Pull out from the material below all lines with "React".

------ Record list

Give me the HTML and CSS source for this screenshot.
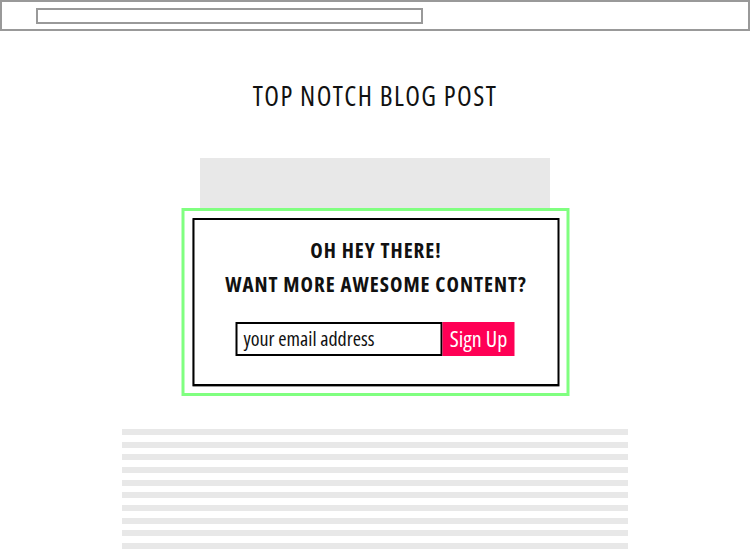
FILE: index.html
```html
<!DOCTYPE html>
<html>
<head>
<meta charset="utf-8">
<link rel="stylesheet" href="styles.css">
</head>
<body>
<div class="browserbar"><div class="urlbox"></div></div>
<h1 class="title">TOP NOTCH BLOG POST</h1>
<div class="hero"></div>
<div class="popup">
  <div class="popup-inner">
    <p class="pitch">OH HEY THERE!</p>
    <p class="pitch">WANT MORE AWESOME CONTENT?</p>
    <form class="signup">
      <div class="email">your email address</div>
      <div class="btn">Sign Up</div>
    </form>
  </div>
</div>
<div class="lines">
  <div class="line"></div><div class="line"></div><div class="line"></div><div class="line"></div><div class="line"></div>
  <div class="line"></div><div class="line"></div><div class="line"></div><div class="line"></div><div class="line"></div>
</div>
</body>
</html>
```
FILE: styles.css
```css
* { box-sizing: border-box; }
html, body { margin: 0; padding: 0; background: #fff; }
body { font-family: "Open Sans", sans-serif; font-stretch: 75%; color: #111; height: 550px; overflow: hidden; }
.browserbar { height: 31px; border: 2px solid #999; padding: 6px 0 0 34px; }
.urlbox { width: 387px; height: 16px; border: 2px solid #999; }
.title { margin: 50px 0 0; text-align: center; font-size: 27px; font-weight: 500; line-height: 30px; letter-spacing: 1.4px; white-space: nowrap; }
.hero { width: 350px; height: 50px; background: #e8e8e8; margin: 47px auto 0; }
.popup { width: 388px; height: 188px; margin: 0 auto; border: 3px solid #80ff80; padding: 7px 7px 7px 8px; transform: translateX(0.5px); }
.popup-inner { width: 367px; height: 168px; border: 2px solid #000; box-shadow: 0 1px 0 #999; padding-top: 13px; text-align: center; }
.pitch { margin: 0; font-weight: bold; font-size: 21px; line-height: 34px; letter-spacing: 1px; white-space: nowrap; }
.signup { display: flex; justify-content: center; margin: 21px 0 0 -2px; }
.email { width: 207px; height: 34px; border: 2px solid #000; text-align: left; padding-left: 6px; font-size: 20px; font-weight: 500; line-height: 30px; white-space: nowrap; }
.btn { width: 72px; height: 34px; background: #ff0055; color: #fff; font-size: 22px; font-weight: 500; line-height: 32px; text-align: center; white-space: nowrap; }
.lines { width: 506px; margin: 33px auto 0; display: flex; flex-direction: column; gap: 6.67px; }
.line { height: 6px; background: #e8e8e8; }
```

------------
------ Record list

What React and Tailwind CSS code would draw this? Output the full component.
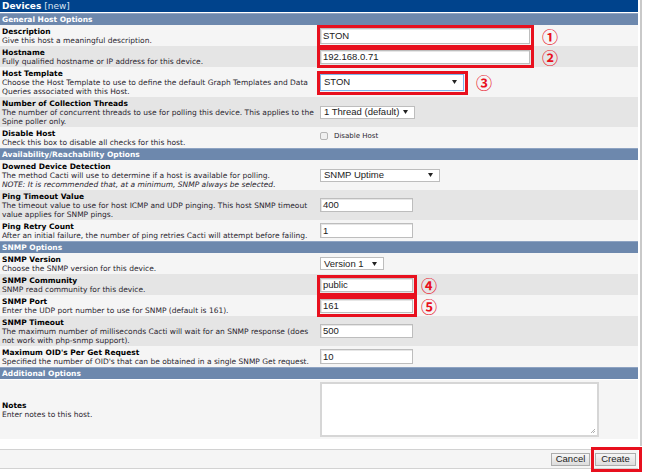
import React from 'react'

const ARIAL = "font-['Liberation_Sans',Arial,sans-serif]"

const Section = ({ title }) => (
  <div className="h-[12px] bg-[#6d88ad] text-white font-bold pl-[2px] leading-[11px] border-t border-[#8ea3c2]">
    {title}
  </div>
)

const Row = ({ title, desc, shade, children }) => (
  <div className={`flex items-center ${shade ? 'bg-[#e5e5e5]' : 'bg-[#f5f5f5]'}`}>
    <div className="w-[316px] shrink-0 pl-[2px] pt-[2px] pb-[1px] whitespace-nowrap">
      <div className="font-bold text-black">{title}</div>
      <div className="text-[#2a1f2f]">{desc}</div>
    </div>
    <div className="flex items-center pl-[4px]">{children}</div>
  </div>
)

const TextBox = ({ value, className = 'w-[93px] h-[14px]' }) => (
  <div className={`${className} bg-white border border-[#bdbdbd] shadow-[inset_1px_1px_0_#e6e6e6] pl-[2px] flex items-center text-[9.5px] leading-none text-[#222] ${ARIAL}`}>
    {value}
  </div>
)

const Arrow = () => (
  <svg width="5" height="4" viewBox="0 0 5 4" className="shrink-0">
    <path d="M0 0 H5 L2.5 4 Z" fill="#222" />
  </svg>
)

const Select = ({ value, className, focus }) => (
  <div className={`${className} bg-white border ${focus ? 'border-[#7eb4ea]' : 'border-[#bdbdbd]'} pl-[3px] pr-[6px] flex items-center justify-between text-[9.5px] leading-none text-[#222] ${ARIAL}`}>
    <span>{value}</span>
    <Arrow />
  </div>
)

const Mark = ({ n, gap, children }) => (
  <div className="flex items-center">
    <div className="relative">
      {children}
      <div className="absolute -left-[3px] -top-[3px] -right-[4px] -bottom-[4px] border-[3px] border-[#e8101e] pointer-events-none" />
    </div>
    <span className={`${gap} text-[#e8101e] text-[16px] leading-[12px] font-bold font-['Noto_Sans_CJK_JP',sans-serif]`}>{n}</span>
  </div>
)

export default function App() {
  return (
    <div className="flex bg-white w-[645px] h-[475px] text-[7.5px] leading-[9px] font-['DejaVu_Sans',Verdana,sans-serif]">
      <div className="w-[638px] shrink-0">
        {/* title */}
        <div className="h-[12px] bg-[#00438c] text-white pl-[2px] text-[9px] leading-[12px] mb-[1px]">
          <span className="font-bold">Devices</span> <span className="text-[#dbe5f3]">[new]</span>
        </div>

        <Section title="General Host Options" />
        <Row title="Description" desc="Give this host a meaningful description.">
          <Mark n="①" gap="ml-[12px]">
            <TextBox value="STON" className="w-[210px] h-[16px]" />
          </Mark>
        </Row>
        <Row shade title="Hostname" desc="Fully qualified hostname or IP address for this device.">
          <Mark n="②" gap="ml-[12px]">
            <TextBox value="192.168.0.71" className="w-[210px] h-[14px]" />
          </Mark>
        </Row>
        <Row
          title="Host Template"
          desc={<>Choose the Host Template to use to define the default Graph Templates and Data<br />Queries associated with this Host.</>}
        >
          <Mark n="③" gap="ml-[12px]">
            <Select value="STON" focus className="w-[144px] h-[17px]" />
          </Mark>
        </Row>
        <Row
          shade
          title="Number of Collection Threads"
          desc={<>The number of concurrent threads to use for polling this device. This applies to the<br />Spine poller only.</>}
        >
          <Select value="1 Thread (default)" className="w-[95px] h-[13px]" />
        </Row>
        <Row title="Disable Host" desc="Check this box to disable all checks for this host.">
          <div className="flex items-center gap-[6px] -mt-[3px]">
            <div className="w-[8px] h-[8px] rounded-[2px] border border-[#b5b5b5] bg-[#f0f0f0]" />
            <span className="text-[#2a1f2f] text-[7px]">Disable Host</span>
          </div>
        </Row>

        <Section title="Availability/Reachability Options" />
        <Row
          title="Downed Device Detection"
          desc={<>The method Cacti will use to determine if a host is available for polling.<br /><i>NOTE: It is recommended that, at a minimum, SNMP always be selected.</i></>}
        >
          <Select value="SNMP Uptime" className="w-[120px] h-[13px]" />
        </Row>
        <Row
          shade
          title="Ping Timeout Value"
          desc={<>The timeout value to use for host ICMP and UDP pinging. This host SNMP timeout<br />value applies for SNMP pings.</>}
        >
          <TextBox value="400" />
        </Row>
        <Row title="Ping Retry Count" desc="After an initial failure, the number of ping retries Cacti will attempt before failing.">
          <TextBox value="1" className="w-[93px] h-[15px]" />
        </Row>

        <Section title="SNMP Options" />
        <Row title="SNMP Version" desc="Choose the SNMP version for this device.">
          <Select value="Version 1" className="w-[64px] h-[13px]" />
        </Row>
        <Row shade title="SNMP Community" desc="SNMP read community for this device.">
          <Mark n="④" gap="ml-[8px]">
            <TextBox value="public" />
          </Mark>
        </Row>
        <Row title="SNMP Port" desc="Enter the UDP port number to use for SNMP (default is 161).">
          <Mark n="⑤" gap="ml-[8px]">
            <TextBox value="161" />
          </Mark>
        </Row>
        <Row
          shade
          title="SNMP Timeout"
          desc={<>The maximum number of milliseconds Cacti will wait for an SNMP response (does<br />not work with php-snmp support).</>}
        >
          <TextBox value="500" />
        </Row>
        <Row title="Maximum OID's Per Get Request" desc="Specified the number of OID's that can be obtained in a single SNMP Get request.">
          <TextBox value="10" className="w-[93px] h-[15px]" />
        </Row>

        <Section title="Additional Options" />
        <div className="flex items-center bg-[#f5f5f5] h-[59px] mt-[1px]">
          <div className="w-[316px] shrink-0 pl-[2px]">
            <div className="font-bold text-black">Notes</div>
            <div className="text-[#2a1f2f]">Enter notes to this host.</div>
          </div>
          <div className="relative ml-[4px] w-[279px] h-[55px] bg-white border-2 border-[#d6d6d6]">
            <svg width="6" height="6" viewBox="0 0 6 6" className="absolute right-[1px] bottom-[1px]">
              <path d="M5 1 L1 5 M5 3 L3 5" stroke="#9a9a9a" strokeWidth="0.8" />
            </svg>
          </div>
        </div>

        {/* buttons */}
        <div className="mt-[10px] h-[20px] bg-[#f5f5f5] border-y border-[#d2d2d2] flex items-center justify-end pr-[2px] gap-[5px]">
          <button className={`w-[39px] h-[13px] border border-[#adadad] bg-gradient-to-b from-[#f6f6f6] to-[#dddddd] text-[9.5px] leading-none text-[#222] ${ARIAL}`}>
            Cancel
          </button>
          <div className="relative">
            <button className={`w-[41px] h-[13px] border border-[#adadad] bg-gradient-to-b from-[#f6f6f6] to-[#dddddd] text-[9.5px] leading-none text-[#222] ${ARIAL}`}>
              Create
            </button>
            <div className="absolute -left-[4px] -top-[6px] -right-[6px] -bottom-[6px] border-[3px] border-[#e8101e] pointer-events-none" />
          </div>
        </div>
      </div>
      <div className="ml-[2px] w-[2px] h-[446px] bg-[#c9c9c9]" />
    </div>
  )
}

------------

**Finished answer:**
What React and Tailwind CSS code would draw this? Output the full component.
import React from 'react'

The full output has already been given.